Experts suggest that the "parallel running" period is one of the most predictable costs, yet it is frequently missing from initial migration plans. Financial officers are often surprised to see overlapping SaaS invoices, which can significantly impact the projected ROI of the new system in year one.
Analysis of Implications: Strategic Decision-Making
The disparity between the proposed license fee and the "true cost of change" necessitates a shift in how L&D leaders approach technology procurement. The decision to switch should not be based solely on which platform is cheaper, but rather on whether the total cost of change is proportionate to the problem being solved.
If an organization is moving to a new LMS to save $20,000 in annual licensing but will spend $150,000 in internal labor and professional services to get there, the "payback period" on that investment extends beyond the typical three-year software lifecycle. Conversely, if the current system is so inefficient that it creates a compliance risk or hinders employee development, the high cost of migration becomes a necessary strategic investment.
Conclusion and Future Outlook
The true cost of an LMS migration is a composite of software fees, technical services, data integrity efforts, and human change management. Organizations that succeed in these transitions are those that treat migration not as a software installation, but as a comprehensive business transformation.

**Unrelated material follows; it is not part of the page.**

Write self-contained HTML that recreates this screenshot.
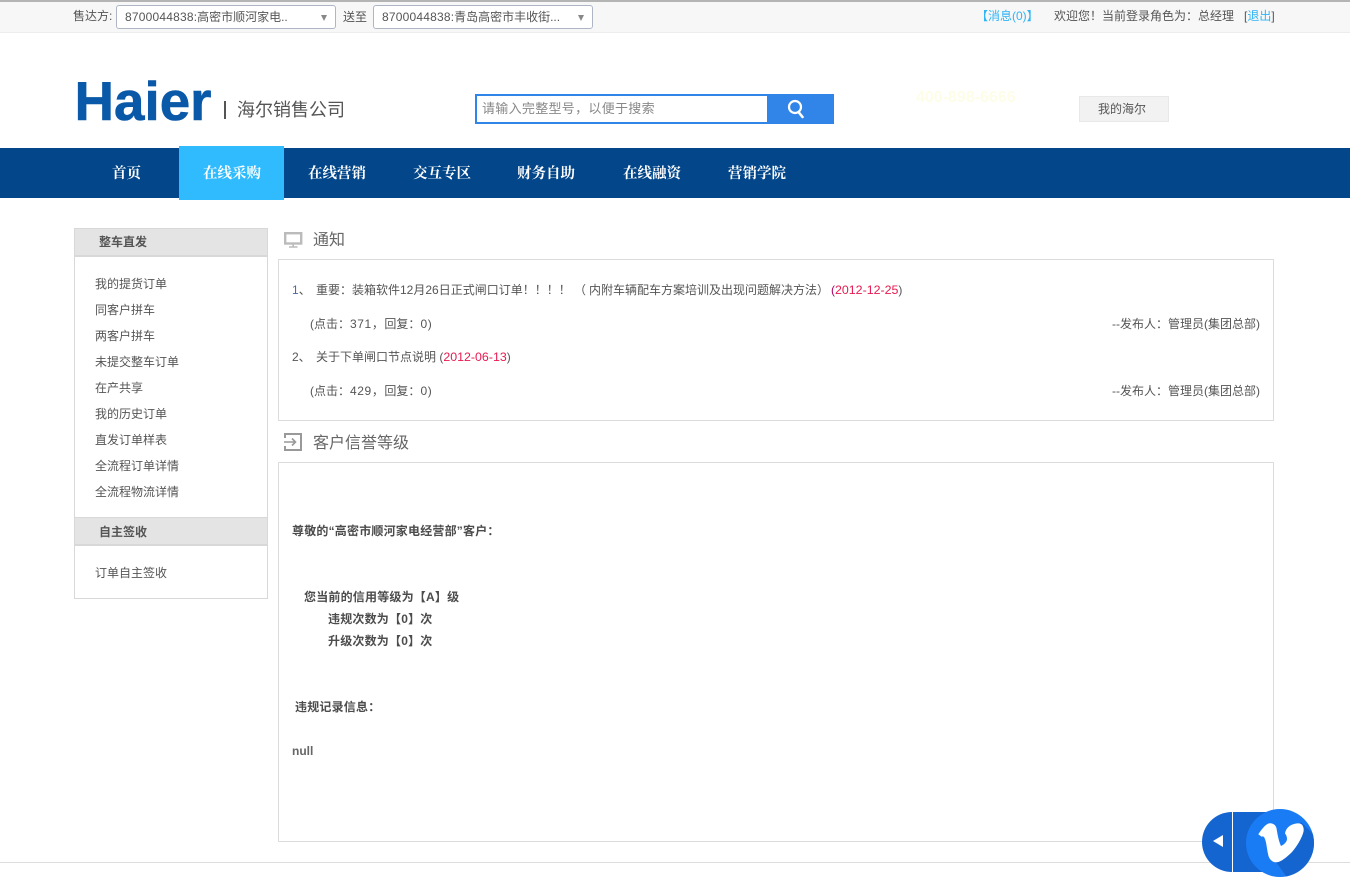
<!DOCTYPE html>
<html lang="zh-CN"><head><meta charset="utf-8"><title>海尔销售公司</title>
<style>
html,body{margin:0;padding:0;background:#fff}
body{width:1350px;height:874px;position:relative;overflow:hidden;font-family:"Liberation Sans","WenQuanYi Zen Hei","Noto Sans CJK SC",sans-serif;font-size:12px;color:#555}
.a{position:absolute;white-space:nowrap}
.b{position:absolute;box-sizing:border-box}
.sel{position:absolute;top:5px;height:24px;box-sizing:border-box;border:1px solid #aeb6c6;border-radius:3px;background:#fff;color:#555;line-height:22px;padding-left:8px;white-space:nowrap}
.sel b{font-weight:normal;letter-spacing:.2px}
.sel i{position:absolute;right:8px;top:9px;width:0;height:0;border:3.5px solid transparent;border-top:6px solid #888;border-bottom:0}
.nav{position:absolute;top:165px;color:#fff;font-family:"Liberation Serif","Noto Serif CJK SC",serif;font-weight:bold;font-size:14.5px;line-height:18px;white-space:nowrap}
.m{position:absolute;left:95px;color:#555;line-height:16px;white-space:nowrap}
.h{position:absolute;left:75px;width:192px;background:#e4e4e4;color:#555;font-weight:bold;font-size:12px;box-sizing:border-box;padding-left:24px}
.t{font-size:16px;color:#666;line-height:20px;position:absolute;white-space:nowrap}
.r{color:#e8194f;font-size:12.4px}
.n{letter-spacing:.6px}
.bd{font-weight:bold;color:#4c4c4c;font-size:12px;line-height:16px;position:absolute;white-space:nowrap;letter-spacing:.2px}
</style></head><body>
<div class="b" style="left:0;top:0;width:1350px;height:33px;background:#f7f7f7;border-top:2px solid #b4b4b4;border-bottom:1px solid #ececec"></div>
<div class="a" style="left:73px;top:8px;line-height:16px">售达方:</div>
<div class="sel" style="left:116px;width:220px"><b>8700044838</b>:高密市顺河家电..<i></i></div>
<div class="a" style="left:343px;top:9px;line-height:16px">送至</div>
<div class="sel" style="left:373px;width:220px"><b>8700044838</b>:青岛高密市丰收街...<i></i></div>
<div class="a" style="left:976px;top:8px;line-height:16px;color:#2fb4f5">【消息(0)】</div>
<div class="a" style="left:1054px;top:8px;line-height:16px">欢迎您！当前登录角色为：总经理</div>
<div class="a" style="left:1244px;top:8px;line-height:16px">[<span style="color:#2fb4f5">退出</span>]</div>

<svg class="a" style="left:70px;top:70px" width="150" height="60"><text x="4.5" y="50" textLength="137" lengthAdjust="spacingAndGlyphs" font-family="Liberation Sans" font-weight="bold" font-size="55" fill="#0a58a8" stroke="#0a58a8" stroke-width=".6">Haier</text></svg>
<div class="b" style="left:224px;top:101px;width:2px;height:18px;background:#555"></div>
<div class="a" style="left:237px;top:98px;font-size:18px;line-height:24px;color:#555">海尔销售公司</div>

<div class="b" style="left:475px;top:94px;width:359px;height:30px;border:2px solid #3184e8;background:#fff"></div>
<div class="b" style="left:767px;top:94px;width:67px;height:30px;background:#3184e8"></div>
<svg class="a" style="left:786px;top:98px" width="20" height="22" viewBox="0 0 20 22"><circle cx="9" cy="9" r="6" fill="none" stroke="#fff" stroke-width="2.2"/><path d="M12.5 14l4 5" stroke="#fff" stroke-width="2.6" stroke-linecap="round"/></svg>
<div class="a" style="left:482px;top:100px;font-size:13px;line-height:17px;color:#888;letter-spacing:.3px">请输入完整型号，以便于搜索</div>
<div class="a" style="left:916px;top:89px;font-size:16px;font-weight:bold;color:#fdfde8;line-height:17px">400-898-6666</div>
<div class="b" style="left:1079px;top:96px;width:90px;height:26px;background:#f2f2f2;border:1px solid #e8e8e8;line-height:25px;color:#555;padding-left:18px">我的海尔</div>

<div class="b" style="left:0;top:148px;width:1350px;height:50px;background:#03468a"></div>
<div class="b" style="left:179px;top:146px;width:105px;height:54px;background:#30bbff"></div>
<div class="nav" style="left:112px">首页</div>
<div class="nav" style="left:203px">在线采购</div>
<div class="nav" style="left:308px">在线营销</div>
<div class="nav" style="left:413px">交互专区</div>
<div class="nav" style="left:517px">财务自助</div>
<div class="nav" style="left:623px">在线融资</div>
<div class="nav" style="left:728px">营销学院</div>

<div class="b" style="left:74px;top:228px;width:194px;height:371px;border:1px solid #d8d8d8;background:#fff"></div>
<div class="h" style="top:229px;height:28px;line-height:27px;border-bottom:2px solid #d8d8d8">整车直发</div>
<div class="m" style="top:276px">我的提货订单</div>
<div class="m" style="top:302px">同客户拼车</div>
<div class="m" style="top:328px">两客户拼车</div>
<div class="m" style="top:354px">未提交整车订单</div>
<div class="m" style="top:380px">在产共享</div>
<div class="m" style="top:406px">我的历史订单</div>
<div class="m" style="top:432px">直发订单样表</div>
<div class="m" style="top:458px">全流程订单详情</div>
<div class="m" style="top:484px">全流程物流详情</div>
<div class="h" style="top:517px;height:29px;line-height:28px;border-top:1px solid #d8d8d8;border-bottom:2px solid #d8d8d8">自主签收</div>
<div class="m" style="top:565px">订单自主签收</div>

<svg class="a" style="left:284px;top:232px" width="19" height="16" viewBox="0 0 19 16"><rect x="1.2" y="1.2" width="16" height="10.3" fill="none" stroke="#bbb" stroke-width="2.4"/><path d="M9.2 12.5v2M5 15h8.500" stroke="#bbb" stroke-width="1.6"/></svg>
<div class="t" style="left:313px;top:231px">通知</div>
<div class="b" style="left:278px;top:259px;width:996px;height:162px;border:1px solid #dcdcdc"></div>
<div class="a" style="left:292px;top:282px;line-height:16px"><span style="color:#4a6a9a">1</span>、</div>
<div class="a" style="left:316px;top:282px;line-height:16px">重要：装箱软件12月26日正式闸口订单！！！！</div>
<div class="a" style="left:574px;top:282px;line-height:16px">（</div>
<div class="a" style="left:589px;top:282px;line-height:16px">内附车辆配车方案培训及出现问题解决方法）</div>
<div class="a" style="left:831px;top:282px;line-height:16px"><span style="color:#a06">(</span><span class="r">2012-12-25</span>)</div>
<div class="a" style="left:310px;top:316px;line-height:16px">(点击：<span class="n">371，</span>回复：<span class="n">0</span>)</div>
<div class="a" style="left:1112px;top:316px;line-height:16px">--发布人：管理员(集团总部)</div>
<div class="a" style="left:292px;top:349px;line-height:16px">2、</div>
<div class="a" style="left:316px;top:349px;line-height:16px">关于下单闸口节点说明 (<span class="r">2012-06-13</span>)</div>
<div class="a" style="left:310px;top:383px;line-height:16px">(点击：<span class="n">429，</span>回复：<span class="n">0</span>)</div>
<div class="a" style="left:1112px;top:383px;line-height:16px">--发布人：管理员(集团总部)</div>

<svg class="a" style="left:284px;top:433px" width="18" height="18" viewBox="0 0 18 18"><path d="M1 5V1h16v16H1v-4" fill="none" stroke="#999" stroke-width="2"/><path d="M0 9h11M8 5.500L11.500 9 8 12.500" fill="none" stroke="#999" stroke-width="1.600"/></svg>
<div class="t" style="left:313px;top:434px">客户信誉等级</div>
<div class="b" style="left:278px;top:462px;width:996px;height:380px;border:1px solid #dcdcdc"></div>
<div class="bd" style="left:292px;top:523px">尊敬的“高密市顺河家电经营部”客户：</div>
<div class="bd" style="left:304px;top:589px">您当前的信用等级为【A】级</div>
<div class="bd" style="left:328px;top:611px">违规次数为【0】次</div>
<div class="bd" style="left:328px;top:633px">升级次数为【0】次</div>
<div class="bd" style="left:295px;top:699px">违规记录信息：</div>
<div class="a" style="left:292px;top:743px;line-height:16px;font-weight:bold;color:#666">null</div>

<div class="b" style="left:0;top:862px;width:1350px;height:1px;background:#ddd"></div>

<div class="b" style="left:1202px;top:812px;width:80px;height:60px;background:#1565d0;border-radius:30px 0 0 30px"></div>
<div class="b" style="left:1232px;top:812px;width:1px;height:60px;background:#fff"></div>
<div class="b" style="left:1213px;top:835px;width:0;height:0;border:6.500px solid transparent;border-right:10px solid #fff;border-left:0"></div>
<svg class="a" style="left:1246px;top:809px" width="68" height="68" viewBox="0 0 68 68"><defs><clipPath id="c"><circle cx="34" cy="34" r="34"/></clipPath></defs><circle cx="34" cy="34" r="34" fill="#1a7cf5"/><path d="M55 13L70 28V70H42L30 53Z" fill="#1565d0" clip-path="url(#c)"/><path d="M12.300 25.300C16 20 20 14.300 24 14.300C28 14.300 30 17 30.500 19.300C31.500 26 33 33 35 37C37.500 36 41 33 41 30C41 27.500 40 26 39 24.300C40 19 44 16 48 15C52 14 55.700 14 56.800 17C57.800 19 57.800 21 57.500 22.700C55.500 30 51 37 46 43C41 48 35 53 30.700 53.300C26 53.500 23.500 50 22.500 47C21 41 20.500 34 19 30C18 27.500 17 27 15.700 27.700Z" fill="#fff"/></svg>
</body></html>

By accounting for the 15 common cost areas—ranging from SSO setup to the post-launch support spike—L&D teams can present more accurate budgets to their executive boards. This transparency builds trust and ensures that the organization is adequately resourced to handle the disruption. In the evolving landscape of corporate education, the goal is no longer just to "go live," but to reach a state of operational excellence where the new technology actually delivers the promised improvements in learner engagement and organizational performance. The license fee is merely the price of admission; the true cost is the investment required to actually arrive at the destination.